_Given task_. Reproduce the listing below word for word, with no pictures.
begin
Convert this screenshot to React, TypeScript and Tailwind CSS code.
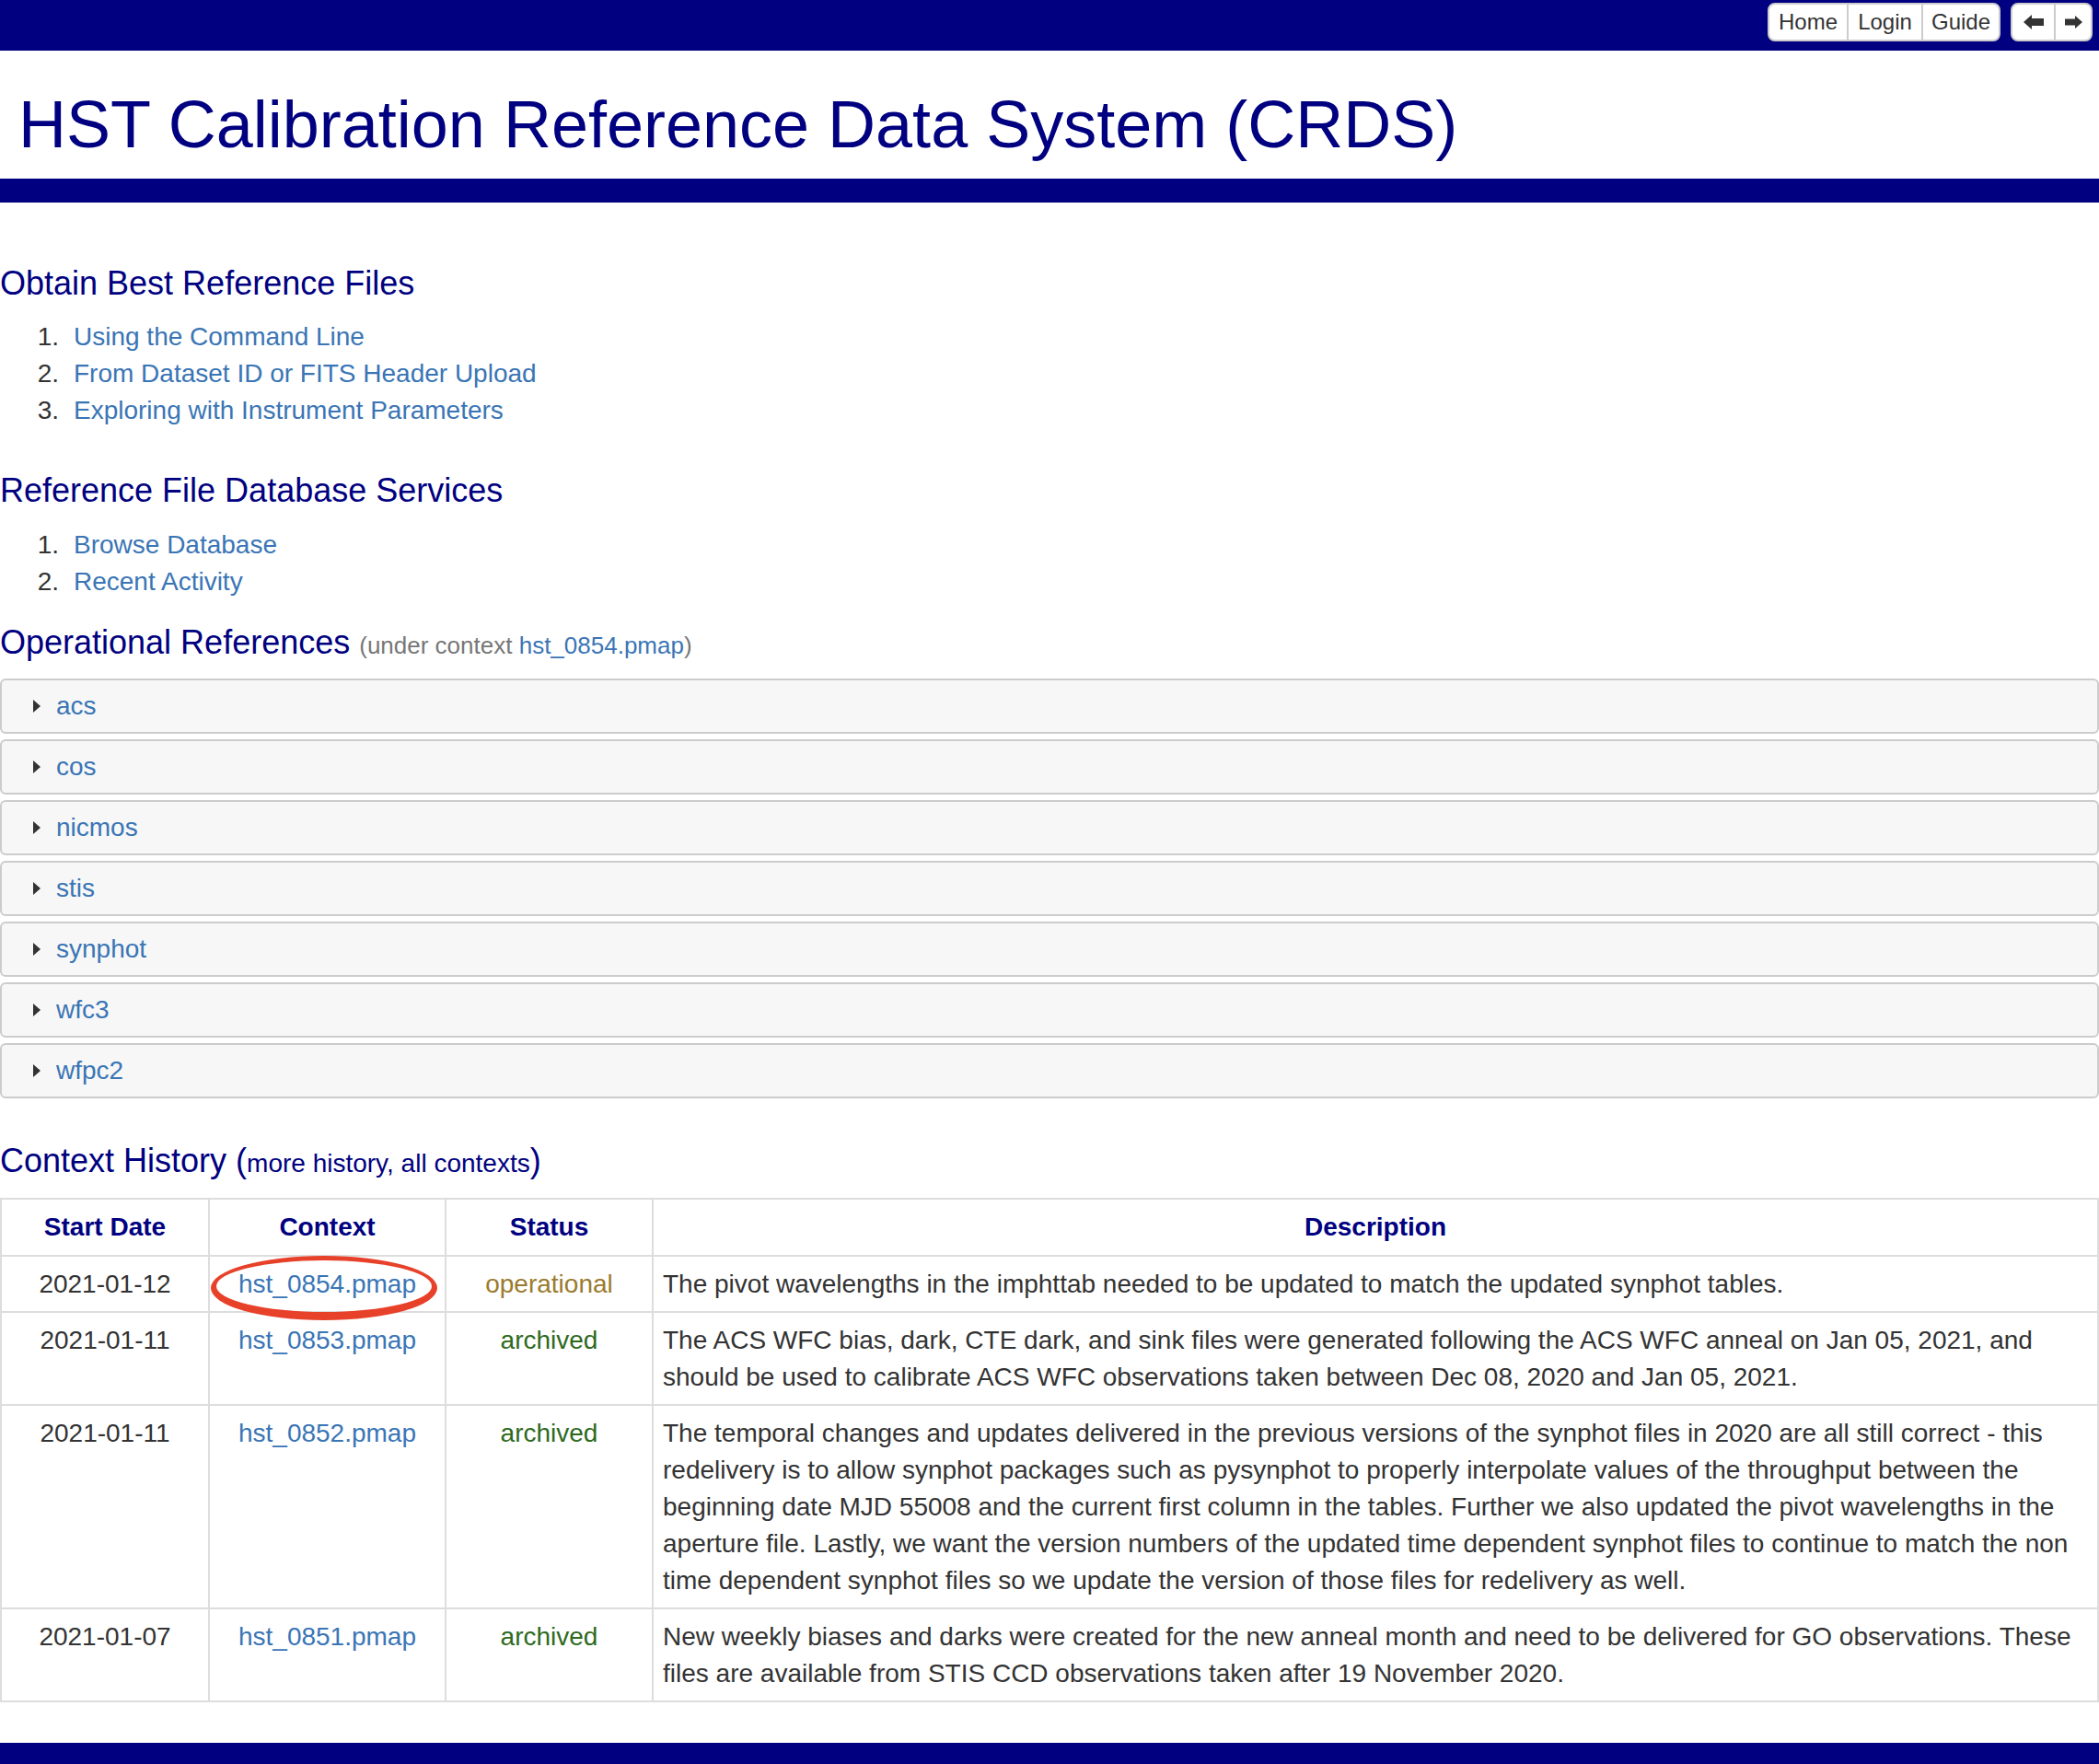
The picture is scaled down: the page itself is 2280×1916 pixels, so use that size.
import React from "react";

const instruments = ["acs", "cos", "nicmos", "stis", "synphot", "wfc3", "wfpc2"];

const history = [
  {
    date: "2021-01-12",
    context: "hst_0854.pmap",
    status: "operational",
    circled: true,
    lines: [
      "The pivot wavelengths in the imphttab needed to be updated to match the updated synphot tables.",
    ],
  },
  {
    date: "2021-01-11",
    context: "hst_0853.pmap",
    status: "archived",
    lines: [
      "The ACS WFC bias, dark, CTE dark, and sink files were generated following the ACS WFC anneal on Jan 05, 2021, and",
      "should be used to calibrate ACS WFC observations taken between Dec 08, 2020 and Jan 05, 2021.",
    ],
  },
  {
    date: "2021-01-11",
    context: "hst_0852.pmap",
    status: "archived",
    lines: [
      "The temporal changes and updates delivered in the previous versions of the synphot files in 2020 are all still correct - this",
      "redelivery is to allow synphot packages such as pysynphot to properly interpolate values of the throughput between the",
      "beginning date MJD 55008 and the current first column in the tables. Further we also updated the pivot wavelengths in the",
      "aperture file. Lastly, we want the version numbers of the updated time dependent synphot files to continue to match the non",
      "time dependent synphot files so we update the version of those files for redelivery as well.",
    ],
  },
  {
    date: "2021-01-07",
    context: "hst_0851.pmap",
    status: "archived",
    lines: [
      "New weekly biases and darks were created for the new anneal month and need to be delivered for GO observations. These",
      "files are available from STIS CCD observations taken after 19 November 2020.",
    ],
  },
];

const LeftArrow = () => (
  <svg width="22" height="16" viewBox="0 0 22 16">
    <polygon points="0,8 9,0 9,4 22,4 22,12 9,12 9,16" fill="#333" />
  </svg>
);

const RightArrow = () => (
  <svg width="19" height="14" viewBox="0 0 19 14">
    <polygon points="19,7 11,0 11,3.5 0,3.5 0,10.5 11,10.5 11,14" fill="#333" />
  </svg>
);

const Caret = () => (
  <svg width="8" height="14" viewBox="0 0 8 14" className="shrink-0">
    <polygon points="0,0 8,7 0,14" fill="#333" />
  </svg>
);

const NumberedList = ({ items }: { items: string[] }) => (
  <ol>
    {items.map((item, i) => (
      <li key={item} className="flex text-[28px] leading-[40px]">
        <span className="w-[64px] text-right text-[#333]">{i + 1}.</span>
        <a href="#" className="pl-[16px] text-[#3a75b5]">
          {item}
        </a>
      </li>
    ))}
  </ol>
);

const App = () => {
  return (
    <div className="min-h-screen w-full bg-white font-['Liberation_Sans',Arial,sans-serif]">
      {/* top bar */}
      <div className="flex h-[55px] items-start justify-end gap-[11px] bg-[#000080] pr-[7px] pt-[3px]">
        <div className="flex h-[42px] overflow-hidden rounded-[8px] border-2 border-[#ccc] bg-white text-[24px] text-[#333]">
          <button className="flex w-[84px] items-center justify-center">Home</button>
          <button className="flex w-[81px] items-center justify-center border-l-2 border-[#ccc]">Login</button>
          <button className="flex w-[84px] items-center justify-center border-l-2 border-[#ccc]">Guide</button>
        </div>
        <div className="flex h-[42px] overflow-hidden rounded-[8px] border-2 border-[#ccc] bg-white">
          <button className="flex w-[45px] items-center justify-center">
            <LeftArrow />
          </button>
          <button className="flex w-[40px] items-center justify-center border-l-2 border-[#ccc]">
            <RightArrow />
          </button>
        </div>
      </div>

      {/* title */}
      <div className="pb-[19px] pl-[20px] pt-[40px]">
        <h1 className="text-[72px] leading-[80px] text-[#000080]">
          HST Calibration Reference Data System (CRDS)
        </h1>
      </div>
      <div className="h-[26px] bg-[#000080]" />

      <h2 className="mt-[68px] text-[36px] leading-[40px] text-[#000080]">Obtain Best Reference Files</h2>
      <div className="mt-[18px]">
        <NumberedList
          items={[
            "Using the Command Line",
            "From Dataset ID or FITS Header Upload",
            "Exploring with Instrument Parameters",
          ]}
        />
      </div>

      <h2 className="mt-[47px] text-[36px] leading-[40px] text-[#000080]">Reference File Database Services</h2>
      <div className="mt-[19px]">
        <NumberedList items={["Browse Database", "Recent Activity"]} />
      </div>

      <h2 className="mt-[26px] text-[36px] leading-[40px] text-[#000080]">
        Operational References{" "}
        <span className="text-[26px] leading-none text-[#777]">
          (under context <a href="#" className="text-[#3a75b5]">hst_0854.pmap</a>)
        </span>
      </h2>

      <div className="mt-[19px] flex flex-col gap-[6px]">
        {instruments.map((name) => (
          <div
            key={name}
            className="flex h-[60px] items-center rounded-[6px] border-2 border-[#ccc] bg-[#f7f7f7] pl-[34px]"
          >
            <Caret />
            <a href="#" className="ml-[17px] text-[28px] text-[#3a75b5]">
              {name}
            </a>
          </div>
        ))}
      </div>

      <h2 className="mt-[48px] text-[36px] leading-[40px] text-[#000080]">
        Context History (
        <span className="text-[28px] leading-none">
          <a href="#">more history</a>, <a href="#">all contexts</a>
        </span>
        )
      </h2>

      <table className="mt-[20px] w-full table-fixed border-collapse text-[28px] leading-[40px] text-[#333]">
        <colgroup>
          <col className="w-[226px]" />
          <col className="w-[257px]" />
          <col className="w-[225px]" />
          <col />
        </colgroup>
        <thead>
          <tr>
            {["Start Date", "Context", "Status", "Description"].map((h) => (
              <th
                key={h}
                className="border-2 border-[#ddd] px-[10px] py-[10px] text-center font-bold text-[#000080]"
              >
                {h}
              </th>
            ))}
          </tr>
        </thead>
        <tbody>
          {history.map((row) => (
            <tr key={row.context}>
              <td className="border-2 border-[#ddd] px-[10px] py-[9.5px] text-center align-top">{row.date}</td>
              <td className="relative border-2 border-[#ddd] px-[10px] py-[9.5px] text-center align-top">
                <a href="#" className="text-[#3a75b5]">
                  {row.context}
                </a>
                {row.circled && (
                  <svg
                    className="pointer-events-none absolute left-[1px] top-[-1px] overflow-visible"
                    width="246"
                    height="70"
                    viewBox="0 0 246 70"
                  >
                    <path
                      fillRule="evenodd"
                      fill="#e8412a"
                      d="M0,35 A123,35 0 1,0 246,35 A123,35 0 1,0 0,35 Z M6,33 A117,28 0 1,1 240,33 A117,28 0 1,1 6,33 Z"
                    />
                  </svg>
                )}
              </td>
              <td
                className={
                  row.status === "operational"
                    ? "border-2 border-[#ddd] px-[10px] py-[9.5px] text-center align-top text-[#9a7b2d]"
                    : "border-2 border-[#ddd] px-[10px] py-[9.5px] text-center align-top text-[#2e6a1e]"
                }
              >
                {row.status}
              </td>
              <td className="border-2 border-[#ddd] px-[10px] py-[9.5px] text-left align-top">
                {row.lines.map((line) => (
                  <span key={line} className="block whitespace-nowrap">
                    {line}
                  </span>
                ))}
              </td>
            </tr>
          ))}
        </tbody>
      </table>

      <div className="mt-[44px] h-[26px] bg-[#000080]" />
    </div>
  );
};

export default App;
end
_Written solution_.
Convert this screenshot to React, TypeScript and Tailwind CSS code.
The picture is scaled down: the page itself is 2280×1916 pixels, so use that size.
import React from "react";

const instruments = ["acs", "cos", "nicmos", "stis", "synphot", "wfc3", "wfpc2"];

const history = [
  {
    date: "2021-01-12",
    context: "hst_0854.pmap",
    status: "operational",
    circled: true,
    lines: [
      "The pivot wavelengths in the imphttab needed to be updated to match the updated synphot tables.",
    ],
  },
  {
    date: "2021-01-11",
    context: "hst_0853.pmap",
    status: "archived",
    lines: [
      "The ACS WFC bias, dark, CTE dark, and sink files were generated following the ACS WFC anneal on Jan 05, 2021, and",
      "should be used to calibrate ACS WFC observations taken between Dec 08, 2020 and Jan 05, 2021.",
    ],
  },
  {
    date: "2021-01-11",
    context: "hst_0852.pmap",
    status: "archived",
    lines: [
      "The temporal changes and updates delivered in the previous versions of the synphot files in 2020 are all still correct - this",
      "redelivery is to allow synphot packages such as pysynphot to properly interpolate values of the throughput between the",
      "beginning date MJD 55008 and the current first column in the tables. Further we also updated the pivot wavelengths in the",
      "aperture file. Lastly, we want the version numbers of the updated time dependent synphot files to continue to match the non",
      "time dependent synphot files so we update the version of those files for redelivery as well.",
    ],
  },
  {
    date: "2021-01-07",
    context: "hst_0851.pmap",
    status: "archived",
    lines: [
      "New weekly biases and darks were created for the new anneal month and need to be delivered for GO observations. These",
      "files are available from STIS CCD observations taken after 19 November 2020.",
    ],
  },
];

const LeftArrow = () => (
  <svg width="22" height="16" viewBox="0 0 22 16">
    <polygon points="0,8 9,0 9,4 22,4 22,12 9,12 9,16" fill="#333" />
  </svg>
);

const RightArrow = () => (
  <svg width="19" height="14" viewBox="0 0 19 14">
    <polygon points="19,7 11,0 11,3.5 0,3.5 0,10.5 11,10.5 11,14" fill="#333" />
  </svg>
);

const Caret = () => (
  <svg width="8" height="14" viewBox="0 0 8 14" className="shrink-0">
    <polygon points="0,0 8,7 0,14" fill="#333" />
  </svg>
);

const NumberedList = ({ items }: { items: string[] }) => (
  <ol>
    {items.map((item, i) => (
      <li key={item} className="flex text-[28px] leading-[40px]">
        <span className="w-[64px] text-right text-[#333]">{i + 1}.</span>
        <a href="#" className="pl-[16px] text-[#3a75b5]">
          {item}
        </a>
      </li>
    ))}
  </ol>
);

const App = () => {
  return (
    <div className="min-h-screen w-full bg-white font-['Liberation_Sans',Arial,sans-serif]">
      {/* top bar */}
      <div className="flex h-[55px] items-start justify-end gap-[11px] bg-[#000080] pr-[7px] pt-[3px]">
        <div className="flex h-[42px] overflow-hidden rounded-[8px] border-2 border-[#ccc] bg-white text-[24px] text-[#333]">
          <button className="flex w-[84px] items-center justify-center">Home</button>
          <button className="flex w-[81px] items-center justify-center border-l-2 border-[#ccc]">Login</button>
          <button className="flex w-[84px] items-center justify-center border-l-2 border-[#ccc]">Guide</button>
        </div>
        <div className="flex h-[42px] overflow-hidden rounded-[8px] border-2 border-[#ccc] bg-white">
          <button className="flex w-[45px] items-center justify-center">
            <LeftArrow />
          </button>
          <button className="flex w-[40px] items-center justify-center border-l-2 border-[#ccc]">
            <RightArrow />
          </button>
        </div>
      </div>

      {/* title */}
      <div className="pb-[19px] pl-[20px] pt-[40px]">
        <h1 className="text-[72px] leading-[80px] text-[#000080]">
          HST Calibration Reference Data System (CRDS)
        </h1>
      </div>
      <div className="h-[26px] bg-[#000080]" />

      <h2 className="mt-[68px] text-[36px] leading-[40px] text-[#000080]">Obtain Best Reference Files</h2>
      <div className="mt-[18px]">
        <NumberedList
          items={[
            "Using the Command Line",
            "From Dataset ID or FITS Header Upload",
            "Exploring with Instrument Parameters",
          ]}
        />
      </div>

      <h2 className="mt-[47px] text-[36px] leading-[40px] text-[#000080]">Reference File Database Services</h2>
      <div className="mt-[19px]">
        <NumberedList items={["Browse Database", "Recent Activity"]} />
      </div>

      <h2 className="mt-[26px] text-[36px] leading-[40px] text-[#000080]">
        Operational References{" "}
        <span className="text-[26px] leading-none text-[#777]">
          (under context <a href="#" className="text-[#3a75b5]">hst_0854.pmap</a>)
        </span>
      </h2>

      <div className="mt-[19px] flex flex-col gap-[6px]">
        {instruments.map((name) => (
          <div
            key={name}
            className="flex h-[60px] items-center rounded-[6px] border-2 border-[#ccc] bg-[#f7f7f7] pl-[34px]"
          >
            <Caret />
            <a href="#" className="ml-[17px] text-[28px] text-[#3a75b5]">
              {name}
            </a>
          </div>
        ))}
      </div>

      <h2 className="mt-[48px] text-[36px] leading-[40px] text-[#000080]">
        Context History (
        <span className="text-[28px] leading-none">
          <a href="#">more history</a>, <a href="#">all contexts</a>
        </span>
        )
      </h2>

      <table className="mt-[20px] w-full table-fixed border-collapse text-[28px] leading-[40px] text-[#333]">
        <colgroup>
          <col className="w-[226px]" />
          <col className="w-[257px]" />
          <col className="w-[225px]" />
          <col />
        </colgroup>
        <thead>
          <tr>
            {["Start Date", "Context", "Status", "Description"].map((h) => (
              <th
                key={h}
                className="border-2 border-[#ddd] px-[10px] py-[10px] text-center font-bold text-[#000080]"
              >
                {h}
              </th>
            ))}
          </tr>
        </thead>
        <tbody>
          {history.map((row) => (
            <tr key={row.context}>
              <td className="border-2 border-[#ddd] px-[10px] py-[9.5px] text-center align-top">{row.date}</td>
              <td className="relative border-2 border-[#ddd] px-[10px] py-[9.5px] text-center align-top">
                <a href="#" className="text-[#3a75b5]">
                  {row.context}
                </a>
                {row.circled && (
                  <svg
                    className="pointer-events-none absolute left-[1px] top-[-1px] overflow-visible"
                    width="246"
                    height="70"
                    viewBox="0 0 246 70"
                  >
                    <path
                      fillRule="evenodd"
                      fill="#e8412a"
                      d="M0,35 A123,35 0 1,0 246,35 A123,35 0 1,0 0,35 Z M6,33 A117,28 0 1,1 240,33 A117,28 0 1,1 6,33 Z"
                    />
                  </svg>
                )}
              </td>
              <td
                className={
                  row.status === "operational"
                    ? "border-2 border-[#ddd] px-[10px] py-[9.5px] text-center align-top text-[#9a7b2d]"
                    : "border-2 border-[#ddd] px-[10px] py-[9.5px] text-center align-top text-[#2e6a1e]"
                }
              >
                {row.status}
              </td>
              <td className="border-2 border-[#ddd] px-[10px] py-[9.5px] text-left align-top">
                {row.lines.map((line) => (
                  <span key={line} className="block whitespace-nowrap">
                    {line}
                  </span>
                ))}
              </td>
            </tr>
          ))}
        </tbody>
      </table>

      <div className="mt-[44px] h-[26px] bg-[#000080]" />
    </div>
  );
};

export default App;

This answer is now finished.